Rajat Goel, Co Founder of Eye Q Super Speciality Hospital
As a leading eye care hospital chain in India, Eye-Q is acutely aware of the pressing need for proactive measures in addressing the vision challenges faced by millions. With an estimated 34 million people grappling with blindness or moderate to severe visual impairment, the economic toll on our nation cannot be understated. As we await the Union Budget 2024, our expectations are centered on transformative initiatives. The government must prioritize large-scale door-to-door eye screening, testing, and awareness programs, especially in remote regions and among marginalized communities. A dedicated drive to clear the backlog of cataract surgeries, particularly in tier-II III towns is paramount.
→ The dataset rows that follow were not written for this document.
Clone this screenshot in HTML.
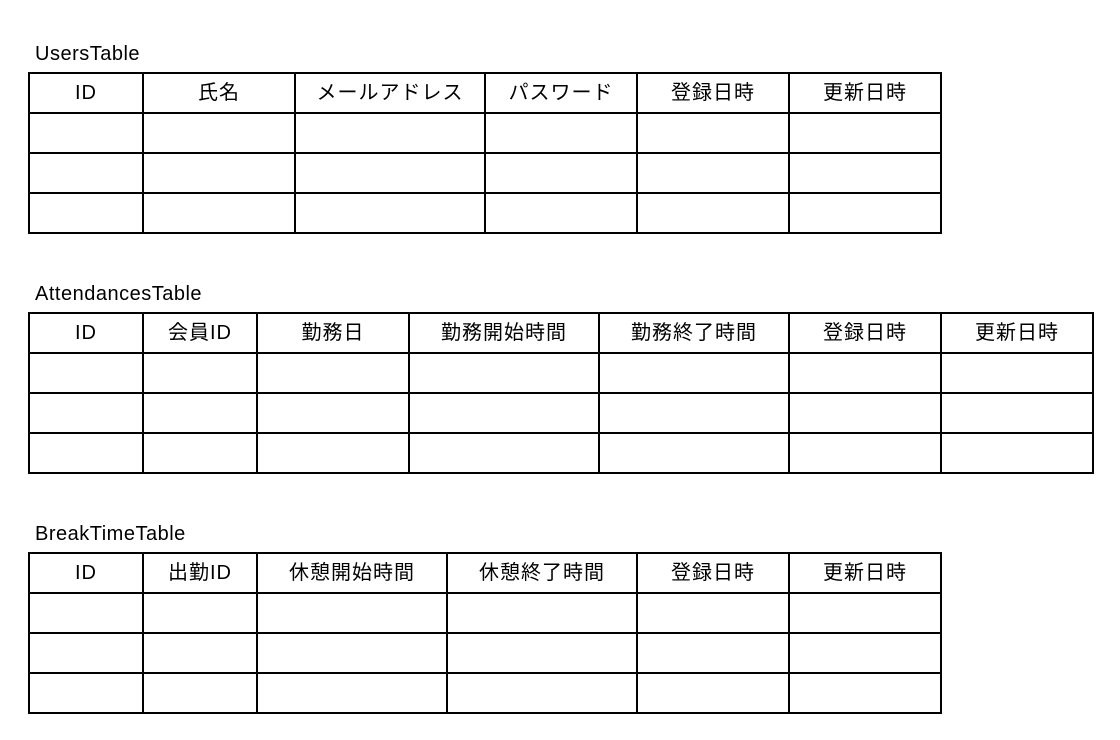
<!DOCTYPE html>
<html><head><meta charset="utf-8"><style>
body{margin:0;width:1120px;height:740px;background:#fff;position:relative;overflow:hidden;font-family:"Liberation Sans","Noto Sans CJK JP",sans-serif;color:#000}
.h,.v{position:absolute;background:#000}
.t{position:absolute;font-size:20px;line-height:40px;text-align:center;white-space:nowrap;letter-spacing:1px}
.title{position:absolute;font-size:20px;left:35px;white-space:nowrap;letter-spacing:.5px}
</style></head><body>
<script>
const r=document.body;
function tbl(title,top,cols,heads){
 const d=document.createElement('div');d.className='title';d.style.top=(top-30)+'px';d.textContent=title;r.appendChild(d);
 const x0=cols[0],x1=cols[cols.length-1];
 for(let i=0;i<5;i++){const h=document.createElement('div');h.className='h';h.style.cssText=`left:${x0-1}px;top:${top+i*40-1}px;width:${x1-x0+2}px;height:2px`;r.appendChild(h);}
 cols.forEach(x=>{const v=document.createElement('div');v.className='v';v.style.cssText=`left:${x-1}px;top:${top-1}px;width:2px;height:162px`;r.appendChild(v);});
 heads.forEach((s,i)=>{const t=document.createElement('div');t.className='t';t.style.cssText=`left:${cols[i]}px;width:${cols[i+1]-cols[i]}px;top:${top}px`;t.textContent=s;r.appendChild(t);});
}
tbl('UsersTable',73,[29,143,295,485,637,789,941],['ID','氏名','メールアドレス','パスワード','登録日時','更新日時']);
tbl('AttendancesTable',313,[29,143,257,409,599,789,941,1093],['ID','会員ID','勤務日','勤務開始時間','勤務終了時間','登録日時','更新日時']);
tbl('BreakTimeTable',553,[29,143,257,447,637,789,941],['ID','出勤ID','休憩開始時間','休憩終了時間','登録日時','更新日時']);
</script>
</body></html>
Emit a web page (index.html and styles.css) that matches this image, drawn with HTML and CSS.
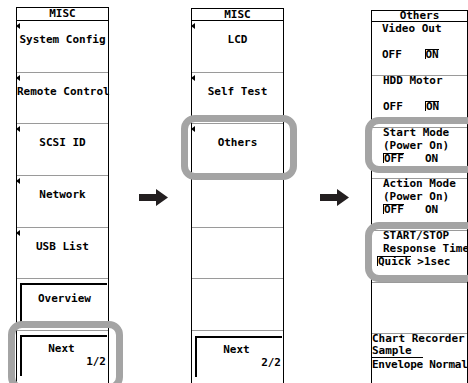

In order to realize this objective, we expect the budget to incentivize eye care hospital chains committed to ensuring accessibility, inclusivity, and maintaining high-quality eye care. Moreover, a strategic reduction in GST and import taxes is crucial for enhancing affordability of health insurance and eye-care equipment.

Dr Gorav Gupta, Psychiatrist and Co- Founder of Emoneeds
At Emoneeds, we eagerly await the upcoming budget with optimism for groundbreaking initiatives in the mental health sector. In a country where there is just one psychiatrist for every two-lakh people, the need for increased accessibility to mental health services is paramount, especially as the population continues to rise. We strongly advocate for the allocation of resources to back awareness programs reaching all communities, with the aim of destigmatizing the act of seeking help when needed. A dedicated fund to address serious mental illnesses should be an integral component of this initiative. To combat the alarming suicide rates among students and corporate employees, we propose the incorporation of emotional wellness programs in educational institutions and corporations to enhance accessibility and support. Including the reimbursement of mental health services in healthcare insurance would be a vital step in this direction. Recognizing the innovative solutions emerging from the Healthtech sector, we also urge the provision of a dedicated budget for startups leveraging deep technology.